Only the lines between the line with "Convert this screenshot to Bootstrap 5 code." and the line with "12px; --bs-btn-line-height: 18px;", together with those two lines themselves, are to be copied exactly.

** begin INPUT MATERIAL **

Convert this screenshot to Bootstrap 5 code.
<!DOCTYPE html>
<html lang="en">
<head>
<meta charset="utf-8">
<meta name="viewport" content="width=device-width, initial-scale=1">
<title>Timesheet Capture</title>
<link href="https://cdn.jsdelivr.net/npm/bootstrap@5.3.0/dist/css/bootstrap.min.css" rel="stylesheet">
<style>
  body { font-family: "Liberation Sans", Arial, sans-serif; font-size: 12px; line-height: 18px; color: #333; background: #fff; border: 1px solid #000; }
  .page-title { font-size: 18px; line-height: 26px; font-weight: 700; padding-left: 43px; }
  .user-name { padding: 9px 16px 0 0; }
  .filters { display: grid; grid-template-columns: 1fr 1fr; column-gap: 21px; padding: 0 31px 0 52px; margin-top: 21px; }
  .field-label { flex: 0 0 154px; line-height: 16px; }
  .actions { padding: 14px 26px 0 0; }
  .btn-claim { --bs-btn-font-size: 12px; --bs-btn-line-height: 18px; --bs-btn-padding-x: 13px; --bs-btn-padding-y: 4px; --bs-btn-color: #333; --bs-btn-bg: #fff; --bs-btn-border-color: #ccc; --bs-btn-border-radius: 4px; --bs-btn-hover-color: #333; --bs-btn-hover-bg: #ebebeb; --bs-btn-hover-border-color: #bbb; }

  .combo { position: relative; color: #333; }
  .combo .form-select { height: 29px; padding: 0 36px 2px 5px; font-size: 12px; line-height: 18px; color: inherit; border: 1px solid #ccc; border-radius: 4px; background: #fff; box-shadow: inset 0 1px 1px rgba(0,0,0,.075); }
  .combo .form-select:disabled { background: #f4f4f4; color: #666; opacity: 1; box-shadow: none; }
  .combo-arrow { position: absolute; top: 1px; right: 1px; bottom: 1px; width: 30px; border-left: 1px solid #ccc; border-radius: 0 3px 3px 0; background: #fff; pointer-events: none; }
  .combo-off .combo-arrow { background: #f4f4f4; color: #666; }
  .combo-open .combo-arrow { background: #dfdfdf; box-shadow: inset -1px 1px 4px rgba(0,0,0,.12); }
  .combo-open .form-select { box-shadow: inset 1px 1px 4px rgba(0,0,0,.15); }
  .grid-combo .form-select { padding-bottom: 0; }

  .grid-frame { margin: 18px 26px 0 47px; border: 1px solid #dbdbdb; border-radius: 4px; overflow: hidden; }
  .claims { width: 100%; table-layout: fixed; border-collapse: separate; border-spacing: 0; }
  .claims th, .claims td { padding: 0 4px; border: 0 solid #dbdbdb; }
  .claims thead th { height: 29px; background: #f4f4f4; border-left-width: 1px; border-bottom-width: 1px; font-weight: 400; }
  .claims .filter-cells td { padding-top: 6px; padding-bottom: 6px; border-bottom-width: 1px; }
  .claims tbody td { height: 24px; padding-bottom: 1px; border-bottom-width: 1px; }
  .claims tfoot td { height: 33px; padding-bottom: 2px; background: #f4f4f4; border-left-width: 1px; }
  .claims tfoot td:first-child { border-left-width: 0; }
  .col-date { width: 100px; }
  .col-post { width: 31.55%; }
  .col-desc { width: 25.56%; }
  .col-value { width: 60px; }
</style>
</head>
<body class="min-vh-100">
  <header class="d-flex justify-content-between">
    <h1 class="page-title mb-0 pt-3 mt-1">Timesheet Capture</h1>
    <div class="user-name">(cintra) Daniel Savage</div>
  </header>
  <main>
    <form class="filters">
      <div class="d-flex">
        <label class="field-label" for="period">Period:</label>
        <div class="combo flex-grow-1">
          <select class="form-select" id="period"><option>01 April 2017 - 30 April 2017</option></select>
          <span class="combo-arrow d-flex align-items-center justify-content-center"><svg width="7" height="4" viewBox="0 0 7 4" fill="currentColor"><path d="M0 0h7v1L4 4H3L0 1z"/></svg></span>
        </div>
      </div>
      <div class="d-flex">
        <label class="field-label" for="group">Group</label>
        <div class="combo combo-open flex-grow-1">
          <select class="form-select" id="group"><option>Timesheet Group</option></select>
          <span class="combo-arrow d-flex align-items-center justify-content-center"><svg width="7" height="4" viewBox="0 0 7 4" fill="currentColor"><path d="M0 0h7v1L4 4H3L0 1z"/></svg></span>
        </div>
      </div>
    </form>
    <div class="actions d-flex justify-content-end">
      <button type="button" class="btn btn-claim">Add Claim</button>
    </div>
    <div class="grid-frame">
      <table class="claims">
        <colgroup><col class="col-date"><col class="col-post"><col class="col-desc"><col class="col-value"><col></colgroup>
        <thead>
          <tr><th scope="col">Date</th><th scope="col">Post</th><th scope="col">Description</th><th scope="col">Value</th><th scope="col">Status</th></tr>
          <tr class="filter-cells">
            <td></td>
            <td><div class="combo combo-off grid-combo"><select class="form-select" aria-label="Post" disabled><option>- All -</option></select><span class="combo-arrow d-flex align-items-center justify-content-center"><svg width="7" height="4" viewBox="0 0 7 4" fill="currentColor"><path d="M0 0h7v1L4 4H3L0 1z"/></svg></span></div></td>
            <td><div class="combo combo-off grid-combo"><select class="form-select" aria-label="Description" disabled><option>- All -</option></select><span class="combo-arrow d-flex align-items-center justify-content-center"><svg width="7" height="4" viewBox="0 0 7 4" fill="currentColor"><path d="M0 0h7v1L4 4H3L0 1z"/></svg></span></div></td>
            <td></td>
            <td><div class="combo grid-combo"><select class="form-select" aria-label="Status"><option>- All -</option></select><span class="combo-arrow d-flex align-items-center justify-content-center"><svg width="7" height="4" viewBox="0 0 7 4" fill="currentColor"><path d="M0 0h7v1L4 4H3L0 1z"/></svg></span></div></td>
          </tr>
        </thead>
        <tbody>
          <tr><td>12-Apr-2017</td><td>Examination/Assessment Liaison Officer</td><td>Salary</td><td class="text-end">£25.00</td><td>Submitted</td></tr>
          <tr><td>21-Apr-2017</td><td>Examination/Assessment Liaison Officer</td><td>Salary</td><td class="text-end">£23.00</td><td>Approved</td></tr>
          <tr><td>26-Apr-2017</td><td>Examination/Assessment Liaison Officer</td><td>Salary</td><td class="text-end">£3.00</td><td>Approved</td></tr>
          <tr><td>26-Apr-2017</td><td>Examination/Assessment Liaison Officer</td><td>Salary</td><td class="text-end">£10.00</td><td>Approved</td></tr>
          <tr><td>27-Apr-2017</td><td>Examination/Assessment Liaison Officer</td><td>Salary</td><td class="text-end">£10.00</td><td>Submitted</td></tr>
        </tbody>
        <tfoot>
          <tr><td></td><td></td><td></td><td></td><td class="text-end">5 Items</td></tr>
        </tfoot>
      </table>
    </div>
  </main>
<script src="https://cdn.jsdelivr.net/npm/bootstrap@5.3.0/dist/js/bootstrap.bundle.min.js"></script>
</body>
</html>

** end INPUT MATERIAL **
** begin INPUT MATERIAL **

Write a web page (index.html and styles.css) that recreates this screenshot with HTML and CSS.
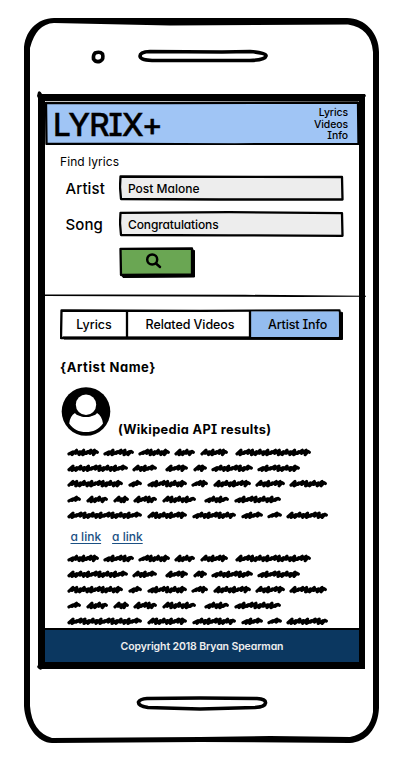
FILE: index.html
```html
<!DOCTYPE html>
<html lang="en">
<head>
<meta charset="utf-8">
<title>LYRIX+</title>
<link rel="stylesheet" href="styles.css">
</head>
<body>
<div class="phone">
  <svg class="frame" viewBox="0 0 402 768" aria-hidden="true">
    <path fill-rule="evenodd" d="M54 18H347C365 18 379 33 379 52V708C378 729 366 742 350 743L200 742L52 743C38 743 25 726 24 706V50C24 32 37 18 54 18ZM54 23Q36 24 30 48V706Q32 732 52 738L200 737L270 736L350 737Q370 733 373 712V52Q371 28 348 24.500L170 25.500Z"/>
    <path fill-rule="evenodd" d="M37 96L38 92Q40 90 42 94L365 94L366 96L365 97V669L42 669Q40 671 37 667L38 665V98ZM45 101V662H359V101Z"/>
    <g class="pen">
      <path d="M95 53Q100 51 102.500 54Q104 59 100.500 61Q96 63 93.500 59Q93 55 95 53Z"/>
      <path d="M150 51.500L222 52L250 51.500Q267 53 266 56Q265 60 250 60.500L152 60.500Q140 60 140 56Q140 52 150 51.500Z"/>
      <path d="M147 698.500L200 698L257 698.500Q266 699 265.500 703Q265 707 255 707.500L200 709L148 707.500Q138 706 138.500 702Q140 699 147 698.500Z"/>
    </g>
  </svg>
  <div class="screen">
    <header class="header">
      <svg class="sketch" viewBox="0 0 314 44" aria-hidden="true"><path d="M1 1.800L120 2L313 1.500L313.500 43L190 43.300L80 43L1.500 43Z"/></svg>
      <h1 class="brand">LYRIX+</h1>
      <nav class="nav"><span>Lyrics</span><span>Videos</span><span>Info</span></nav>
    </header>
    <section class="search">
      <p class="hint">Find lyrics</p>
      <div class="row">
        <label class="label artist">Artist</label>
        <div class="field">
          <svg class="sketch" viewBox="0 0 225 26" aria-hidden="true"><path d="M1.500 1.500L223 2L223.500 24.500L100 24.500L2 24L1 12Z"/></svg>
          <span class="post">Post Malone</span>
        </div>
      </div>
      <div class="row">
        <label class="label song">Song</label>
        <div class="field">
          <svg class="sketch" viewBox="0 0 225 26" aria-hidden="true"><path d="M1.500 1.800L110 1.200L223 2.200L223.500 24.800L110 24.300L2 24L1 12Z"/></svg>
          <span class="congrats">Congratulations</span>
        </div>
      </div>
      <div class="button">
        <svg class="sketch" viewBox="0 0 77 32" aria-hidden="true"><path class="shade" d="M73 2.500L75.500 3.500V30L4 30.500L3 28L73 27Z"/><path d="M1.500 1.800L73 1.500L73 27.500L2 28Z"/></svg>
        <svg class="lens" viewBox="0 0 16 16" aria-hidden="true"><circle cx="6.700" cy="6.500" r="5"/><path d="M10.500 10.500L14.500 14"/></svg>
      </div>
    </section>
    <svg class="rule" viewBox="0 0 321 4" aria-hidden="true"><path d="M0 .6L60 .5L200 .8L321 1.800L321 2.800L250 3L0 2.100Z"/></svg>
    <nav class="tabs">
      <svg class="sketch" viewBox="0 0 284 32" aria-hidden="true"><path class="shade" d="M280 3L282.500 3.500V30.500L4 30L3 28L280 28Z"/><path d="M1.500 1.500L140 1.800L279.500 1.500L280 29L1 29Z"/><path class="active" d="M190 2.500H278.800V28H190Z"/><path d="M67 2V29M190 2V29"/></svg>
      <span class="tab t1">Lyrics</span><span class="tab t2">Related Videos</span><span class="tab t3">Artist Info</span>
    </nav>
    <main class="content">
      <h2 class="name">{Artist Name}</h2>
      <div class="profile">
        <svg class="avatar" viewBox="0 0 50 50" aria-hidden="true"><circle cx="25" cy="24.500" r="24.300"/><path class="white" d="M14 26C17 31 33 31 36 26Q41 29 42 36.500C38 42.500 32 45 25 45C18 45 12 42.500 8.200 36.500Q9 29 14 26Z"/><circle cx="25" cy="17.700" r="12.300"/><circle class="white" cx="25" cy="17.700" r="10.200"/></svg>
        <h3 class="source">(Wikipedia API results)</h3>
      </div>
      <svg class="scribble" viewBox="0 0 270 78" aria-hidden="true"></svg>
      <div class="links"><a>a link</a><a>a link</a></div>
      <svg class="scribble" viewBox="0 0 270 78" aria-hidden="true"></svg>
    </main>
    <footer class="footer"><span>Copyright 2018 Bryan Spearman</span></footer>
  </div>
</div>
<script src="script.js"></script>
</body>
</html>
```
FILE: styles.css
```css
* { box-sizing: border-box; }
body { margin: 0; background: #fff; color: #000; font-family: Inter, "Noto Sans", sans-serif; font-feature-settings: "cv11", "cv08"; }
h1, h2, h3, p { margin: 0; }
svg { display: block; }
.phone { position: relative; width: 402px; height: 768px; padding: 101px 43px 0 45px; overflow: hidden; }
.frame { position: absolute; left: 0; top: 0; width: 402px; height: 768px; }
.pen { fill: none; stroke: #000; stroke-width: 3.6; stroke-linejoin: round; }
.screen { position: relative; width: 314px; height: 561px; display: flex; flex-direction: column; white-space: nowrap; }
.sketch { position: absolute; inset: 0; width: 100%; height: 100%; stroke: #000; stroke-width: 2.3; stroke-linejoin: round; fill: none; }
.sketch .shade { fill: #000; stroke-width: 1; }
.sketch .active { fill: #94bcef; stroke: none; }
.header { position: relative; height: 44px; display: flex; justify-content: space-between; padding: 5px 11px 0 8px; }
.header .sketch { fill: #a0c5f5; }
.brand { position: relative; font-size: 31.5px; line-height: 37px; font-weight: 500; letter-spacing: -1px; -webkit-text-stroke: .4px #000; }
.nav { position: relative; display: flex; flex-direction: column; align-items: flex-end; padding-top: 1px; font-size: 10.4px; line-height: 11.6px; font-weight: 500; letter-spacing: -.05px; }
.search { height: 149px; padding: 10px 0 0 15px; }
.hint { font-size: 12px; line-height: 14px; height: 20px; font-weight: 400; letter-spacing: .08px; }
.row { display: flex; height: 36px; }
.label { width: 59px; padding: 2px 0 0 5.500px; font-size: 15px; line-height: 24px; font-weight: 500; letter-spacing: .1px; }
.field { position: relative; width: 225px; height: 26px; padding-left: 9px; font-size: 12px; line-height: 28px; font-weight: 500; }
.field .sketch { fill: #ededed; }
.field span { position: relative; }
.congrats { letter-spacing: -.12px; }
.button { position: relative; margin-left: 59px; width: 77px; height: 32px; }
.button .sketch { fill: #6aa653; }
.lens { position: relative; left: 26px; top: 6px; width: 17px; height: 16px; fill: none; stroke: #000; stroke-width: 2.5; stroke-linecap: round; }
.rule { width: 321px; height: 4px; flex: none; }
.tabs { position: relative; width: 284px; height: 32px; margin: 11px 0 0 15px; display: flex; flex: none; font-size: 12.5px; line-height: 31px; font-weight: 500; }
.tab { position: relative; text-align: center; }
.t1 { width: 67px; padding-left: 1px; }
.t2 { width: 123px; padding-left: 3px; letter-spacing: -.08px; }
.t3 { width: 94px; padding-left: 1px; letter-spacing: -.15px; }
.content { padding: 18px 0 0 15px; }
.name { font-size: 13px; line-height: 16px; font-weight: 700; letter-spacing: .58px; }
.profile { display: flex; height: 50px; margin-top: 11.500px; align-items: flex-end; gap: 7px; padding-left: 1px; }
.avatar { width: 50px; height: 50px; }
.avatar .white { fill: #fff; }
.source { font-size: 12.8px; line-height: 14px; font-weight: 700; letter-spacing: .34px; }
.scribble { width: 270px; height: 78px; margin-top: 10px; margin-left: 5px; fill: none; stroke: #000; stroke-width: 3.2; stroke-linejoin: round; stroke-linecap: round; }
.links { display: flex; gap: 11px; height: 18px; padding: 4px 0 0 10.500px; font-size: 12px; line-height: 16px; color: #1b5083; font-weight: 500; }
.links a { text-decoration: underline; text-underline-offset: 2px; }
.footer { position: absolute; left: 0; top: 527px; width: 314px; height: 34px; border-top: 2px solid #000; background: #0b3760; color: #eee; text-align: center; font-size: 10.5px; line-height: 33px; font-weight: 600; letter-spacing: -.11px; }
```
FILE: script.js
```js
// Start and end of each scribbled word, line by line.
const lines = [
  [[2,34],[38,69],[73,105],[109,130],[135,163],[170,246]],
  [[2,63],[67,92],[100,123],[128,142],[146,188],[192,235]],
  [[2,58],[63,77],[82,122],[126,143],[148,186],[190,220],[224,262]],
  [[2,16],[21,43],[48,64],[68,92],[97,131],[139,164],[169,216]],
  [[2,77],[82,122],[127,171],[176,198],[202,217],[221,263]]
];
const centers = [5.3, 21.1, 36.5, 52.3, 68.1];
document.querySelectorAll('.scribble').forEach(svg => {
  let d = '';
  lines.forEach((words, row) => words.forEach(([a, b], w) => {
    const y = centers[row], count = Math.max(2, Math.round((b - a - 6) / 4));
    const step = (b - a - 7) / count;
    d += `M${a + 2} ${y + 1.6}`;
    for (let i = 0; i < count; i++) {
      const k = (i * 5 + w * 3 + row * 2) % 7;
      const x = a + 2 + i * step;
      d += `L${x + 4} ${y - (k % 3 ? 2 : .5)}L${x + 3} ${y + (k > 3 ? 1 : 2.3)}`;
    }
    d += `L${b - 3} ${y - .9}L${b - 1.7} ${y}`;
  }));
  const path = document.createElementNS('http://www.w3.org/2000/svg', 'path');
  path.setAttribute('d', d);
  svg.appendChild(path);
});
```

** end INPUT MATERIAL **
** begin INPUT MATERIAL **

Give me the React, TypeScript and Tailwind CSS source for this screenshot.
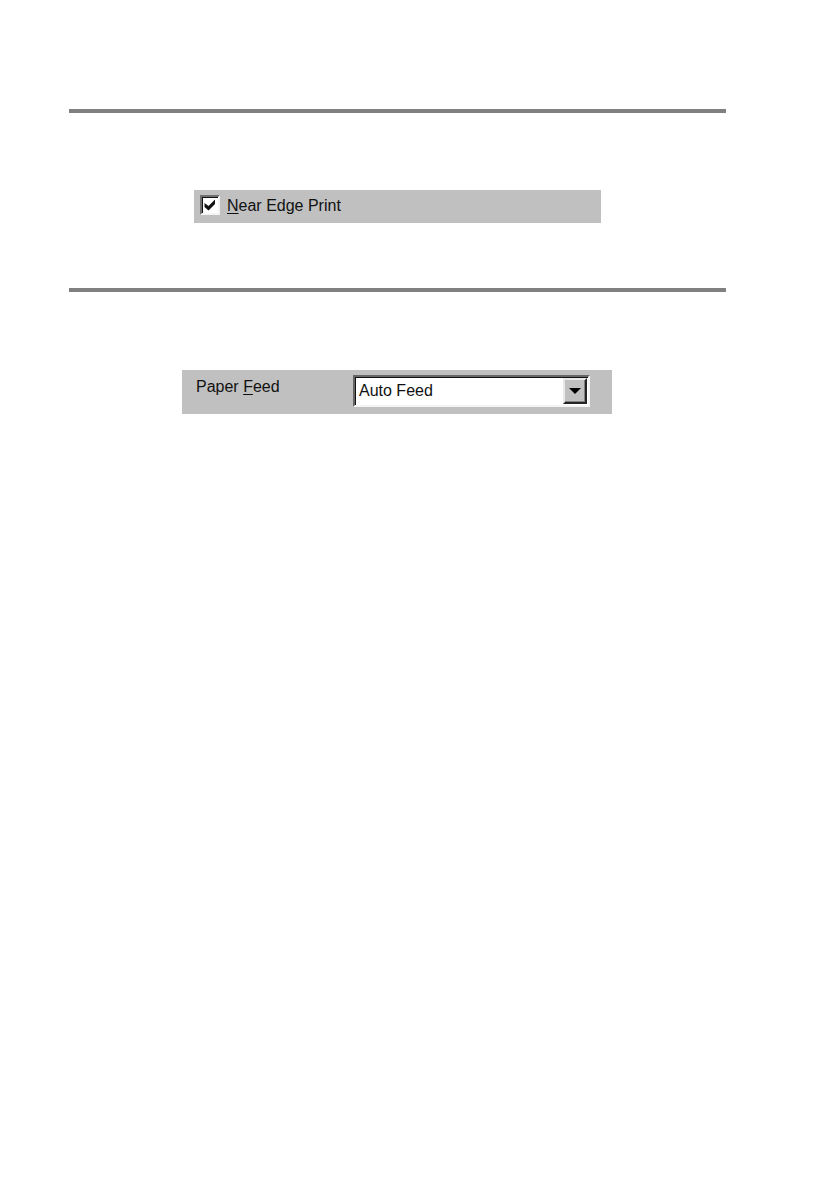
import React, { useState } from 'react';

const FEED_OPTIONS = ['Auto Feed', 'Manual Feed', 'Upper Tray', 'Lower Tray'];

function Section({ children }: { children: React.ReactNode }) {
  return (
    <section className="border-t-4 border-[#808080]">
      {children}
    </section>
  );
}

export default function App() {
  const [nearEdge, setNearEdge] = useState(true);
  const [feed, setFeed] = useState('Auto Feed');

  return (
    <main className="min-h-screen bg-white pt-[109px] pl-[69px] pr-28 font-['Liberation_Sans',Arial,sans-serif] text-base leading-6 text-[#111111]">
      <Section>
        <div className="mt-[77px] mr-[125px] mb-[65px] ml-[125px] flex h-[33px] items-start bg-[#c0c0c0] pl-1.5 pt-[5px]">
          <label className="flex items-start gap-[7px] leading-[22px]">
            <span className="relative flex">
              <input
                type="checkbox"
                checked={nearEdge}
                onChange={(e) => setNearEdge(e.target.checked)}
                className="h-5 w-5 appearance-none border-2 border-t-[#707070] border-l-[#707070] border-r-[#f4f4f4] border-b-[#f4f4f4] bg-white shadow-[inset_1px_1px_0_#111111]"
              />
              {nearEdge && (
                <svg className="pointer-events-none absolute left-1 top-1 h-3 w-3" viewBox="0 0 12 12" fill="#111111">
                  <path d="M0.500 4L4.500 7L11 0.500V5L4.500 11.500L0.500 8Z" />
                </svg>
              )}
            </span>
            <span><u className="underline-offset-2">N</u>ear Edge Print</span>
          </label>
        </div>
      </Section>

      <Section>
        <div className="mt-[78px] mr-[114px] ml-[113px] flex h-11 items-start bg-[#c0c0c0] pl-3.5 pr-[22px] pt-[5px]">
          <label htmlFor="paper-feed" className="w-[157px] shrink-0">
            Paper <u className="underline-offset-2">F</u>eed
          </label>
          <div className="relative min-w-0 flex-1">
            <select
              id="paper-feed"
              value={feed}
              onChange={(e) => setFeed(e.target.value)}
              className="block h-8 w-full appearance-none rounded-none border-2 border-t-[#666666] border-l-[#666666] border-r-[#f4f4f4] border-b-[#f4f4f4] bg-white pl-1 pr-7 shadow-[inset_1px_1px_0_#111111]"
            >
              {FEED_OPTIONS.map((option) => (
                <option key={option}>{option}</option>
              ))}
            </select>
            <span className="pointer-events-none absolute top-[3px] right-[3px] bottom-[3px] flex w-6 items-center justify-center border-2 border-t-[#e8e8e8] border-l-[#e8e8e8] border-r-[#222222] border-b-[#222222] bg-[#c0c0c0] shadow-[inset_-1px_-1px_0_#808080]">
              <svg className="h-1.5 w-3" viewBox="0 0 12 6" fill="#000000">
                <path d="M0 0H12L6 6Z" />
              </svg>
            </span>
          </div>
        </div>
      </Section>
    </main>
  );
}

** end INPUT MATERIAL **

ANSWER FOR THE TASK:
Convert this screenshot to Bootstrap 5 code.
<!DOCTYPE html>
<html lang="en">
<head>
<meta charset="utf-8">
<meta name="viewport" content="width=device-width, initial-scale=1">
<title>Timesheet Capture</title>
<link href="https://cdn.jsdelivr.net/npm/bootstrap@5.3.0/dist/css/bootstrap.min.css" rel="stylesheet">
<style>
  body { font-family: "Liberation Sans", Arial, sans-serif; font-size: 12px; line-height: 18px; color: #333; background: #fff; border: 1px solid #000; }
  .page-title { font-size: 18px; line-height: 26px; font-weight: 700; padding-left: 43px; }
  .user-name { padding: 9px 16px 0 0; }
  .filters { display: grid; grid-template-columns: 1fr 1fr; column-gap: 21px; padding: 0 31px 0 52px; margin-top: 21px; }
  .field-label { flex: 0 0 154px; line-height: 16px; }
  .actions { padding: 14px 26px 0 0; }
  .btn-claim { --bs-btn-font-size: 12px; --bs-btn-line-height: 18px; --bs-btn-padding-x: 13px; --bs-btn-padding-y: 4px; --bs-btn-color: #333; --bs-btn-bg: #fff; --bs-btn-border-color: #ccc; --bs-btn-border-radius: 4px; --bs-btn-hover-color: #333; --bs-btn-hover-bg: #ebebeb; --bs-btn-hover-border-color: #bbb; }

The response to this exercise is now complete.